Where the collateral pool is small (which is likely to be the case) achieving the prescribed diversification is impractical and unnecessary. Therefore, the proposed prescriptive concentration limits would cause operational issues with no added value.
Question 6
We are pleased to see that ESMA recognises the effect that obtaining legal opinions may lead to an excessively burdensome process. We also recognize the fact that there needs to be sufficient legal assurance regarding the effectiveness and enforceability of the segregation structures. The only way to truly tackle the abovementioned items is to use standardised documentation and to have generic legal opinions published with respect to the relevant countries and custodians/(I)CSDs. In practice most custodians/(I)CSDs provide standard (triparty) documentation. It would be beneficial for the market if these custodians/(I)CSDs publish standardised opinions regarding their documentation. On top of that industry bodies could publish additional opinions with respect to the various countries.
Question 7
We do not agree with the approach taken on rehypothecation. Although we understand the underlying reasons, we see it as an important liquidity tool, particularly now the collateral demand on pension funds has increased substantially.

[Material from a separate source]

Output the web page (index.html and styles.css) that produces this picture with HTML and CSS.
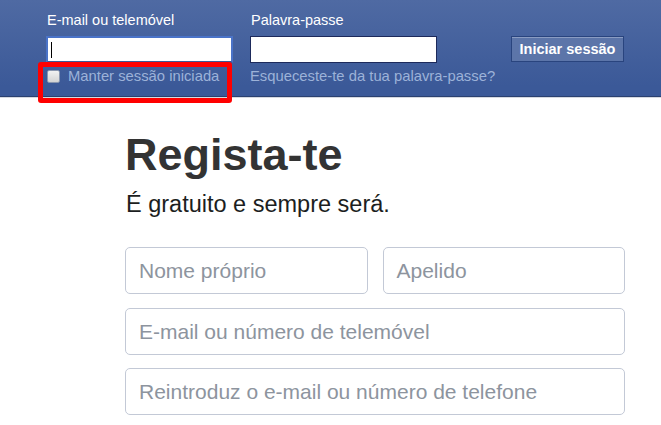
FILE: index.html
```html
<!DOCTYPE html>
<html lang="pt">
<head>
<meta charset="utf-8">
<link rel="stylesheet" href="styles.css">
</head>
<body>
<header class="topbar">
  <form class="login">
    <div class="field">
      <label class="lbl">E-mail ou telemóvel</label>
      <div class="inp focused"><span class="caret"></span></div>
      <div class="remember">
        <span class="chk"></span>
        <span class="sub">Manter sessão iniciada</span>
        <span class="highlight"></span>
      </div>
    </div>
    <div class="field">
      <label class="lbl">Palavra-passe</label>
      <div class="inp"></div>
      <div class="forgot"><span class="sub">Esqueceste-te da tua palavra-passe?</span></div>
    </div>
    <div class="btncol">
      <button type="button" class="btn">Iniciar sessão</button>
    </div>
  </form>
</header>
<main class="signup">
  <h1 class="title">Regista-te</h1>
  <p class="subtitle">É gratuito e sempre será.</p>
  <div class="row two">
    <div class="box">Nome próprio</div>
    <div class="box">Apelido</div>
  </div>
  <div class="row"><div class="box">E-mail ou número de telemóvel</div></div>
  <div class="row last"><div class="box">Reintroduz o e-mail ou número de telefone</div></div>
</main>
</body>
</html>
```
FILE: styles.css
```css
html, body { margin: 0; padding: 0; background: #fff; }
body { font-family: "Liberation Sans", Arial, sans-serif; overflow: hidden; }

.topbar {
  height: 97px;
  box-sizing: border-box;
  background: linear-gradient(#4f6aa3, #3b5998 90%);
  border-bottom: 1px solid #2b4170;
  box-shadow: 0 1px 0 #d6d9e0;
  position: relative;
}
.login {
  display: flex;
  padding: 12px 0 0 46px;
}
.field { width: 187px; margin-right: 17px; display: flex; flex-direction: column; }
.lbl { color: #fff; font-size: 14.5px; line-height: 17px; height: 17px; margin-bottom: 7px; padding-left: 1px; white-space: nowrap; }
.inp {
  height: 27px;
  box-sizing: border-box;
  background: #fff;
  border: 1px solid #1d2a5b;
  position: relative;
}
.inp.focused { border: 2px solid #4a73c8; border-bottom-color: #3b5998; }
.caret { position: absolute; left: 3px; top: 4px; width: 1px; height: 16px; background: #000; }
.remember, .forgot { display: flex; align-items: center; margin-top: 5px; height: 17px; position: relative; white-space: nowrap; }
.chk {
  width: 11px; height: 11px;
  border: 1px solid #8a97b0;
  border-radius: 2px;
  background: linear-gradient(#f2f2f2, #d4d4d4);
  margin: 0 8px 0 1px;
}
.sub { color: #9cb2d8; font-size: 14.8px; line-height: 17px; }
.highlight {
  position: absolute;
  left: -8px; top: -6px;
  width: 194px; height: 41px;
  box-sizing: border-box;
  border: 5px solid #ff0000;
  border-radius: 3px;
}
.btncol { padding-top: 24px; margin-left: 57px; }
.btn {
  height: 26px;
  width: 113px;
  box-sizing: border-box;
  border: 1px solid #29447e;
  background: #5c75a9;
  color: #fff;
  font-family: "Liberation Sans", Arial, sans-serif;
  font-weight: bold;
  font-size: 14.5px;
  padding: 0;
  box-shadow: inset 0 1px 0 #8a9cc2;
}

.signup { padding: 30px 0 0 125px; width: 500px; }
.title {
  margin: 0;
  font-size: 45px;
  line-height: 56px;
  font-weight: bold;
  color: #333;
}
.subtitle {
  margin: 7px 0 0 1px;
  font-size: 23.5px;
  line-height: 29px;
  color: #1c1e21;
}
.row { display: flex; gap: 15px; margin-top: 14px; }
.row.two { margin-top: 28px; }
.row.last { margin-top: 13px; }
.box {
  flex: 1;
  height: 47px;
  box-sizing: border-box;
  border: 1px solid #c3c9d6;
  border-radius: 5px;
  color: #8d949e;
  font-size: 21px;
  line-height: 45px;
  padding-left: 13px;
  white-space: nowrap;
}
```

As such, we consider it as a much needed instrument, particularly where multiple pension funds use a dedicated treasury center for netting benefits and we believe that rehypothecation should be allowed for transactions between pension scheme arrangements as defined under EMIR. When properly managed and controlled it can offer benefits to the financial system, now the collateral demand in aggregate is so substantially increased.

The rehypothecation provisions should only apply if opted for by the client after being informed about the rehypothecation, which is also the approach under the proposed Regulation on securities financing transactions.